Rinse and repeat for weeks, then months. It was a long and tedious process but eventually things started to converge and allowing me to build a much more detailed understanding of the game logic. Being able to extract all the level data meant I could confirm the location of secret doors. Studying code meant I could understand what drives the item drops and attack logic. In order to understand the game physics, one of the techniques I used was to capture and graph various memory locations while the original game was running. I built a custom emulator and added all sorts of memory visualization and hooks:

This graphing tool plots values in memory at runtime

With all things adding up, this allowed us to start developing a new game with a good level of understanding in regards to how the original worked. Of course, we will stray away from the original! We want the new physics to be smoother, as the original only ran at 30 FPS. For the new version we are doubling that. We want to go from 4:3 ratio to widescreen. Armed with that knowledge we can be certain that we won’t overlook details from the original. So when we make other changes and additions to the game, we will make them intentionally and not accidentally.

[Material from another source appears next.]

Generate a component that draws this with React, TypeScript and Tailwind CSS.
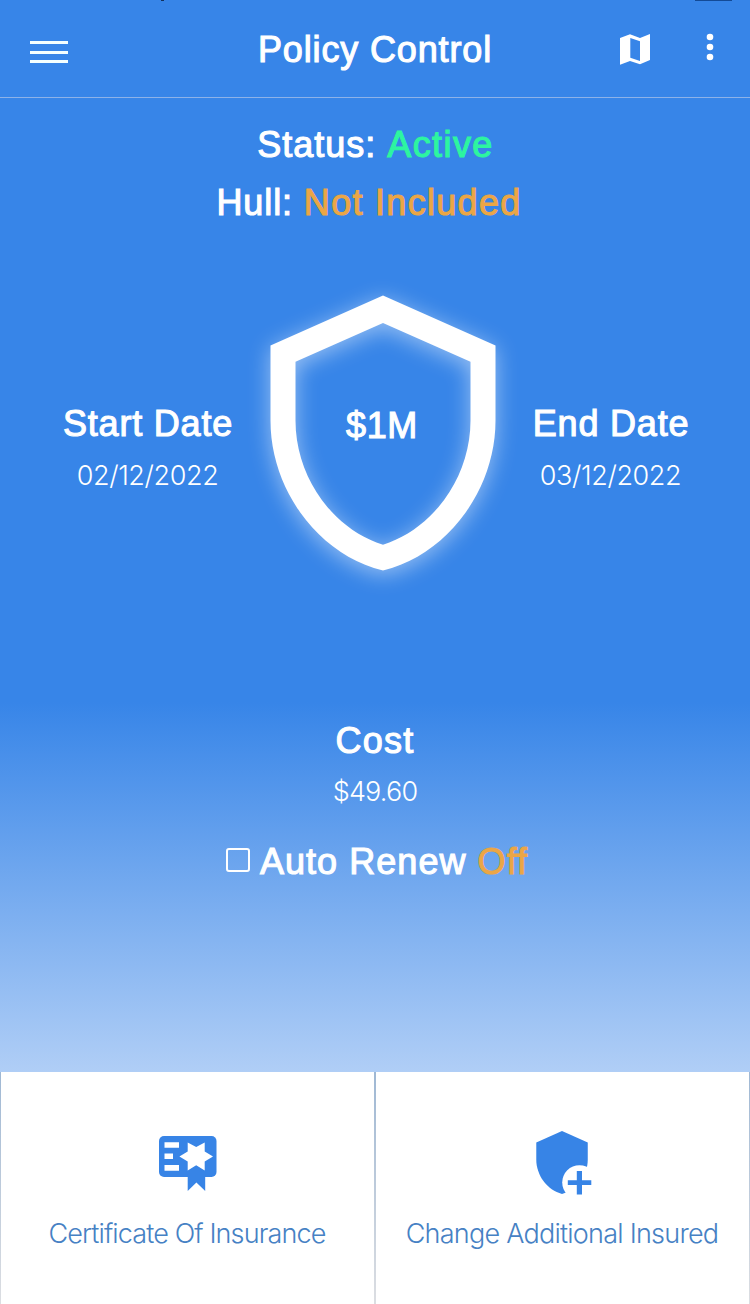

Visualizing collision boxes for different characters

Visualizing the position of game triggers/events

While this is only a small part of the work involved to create a new game, it was a necessary first step to achieve our target. Laying out this knowledge foundation means that our new game will be able to follow on the footsteps of what made the original great.

Only from there will we be able to make an even greater version!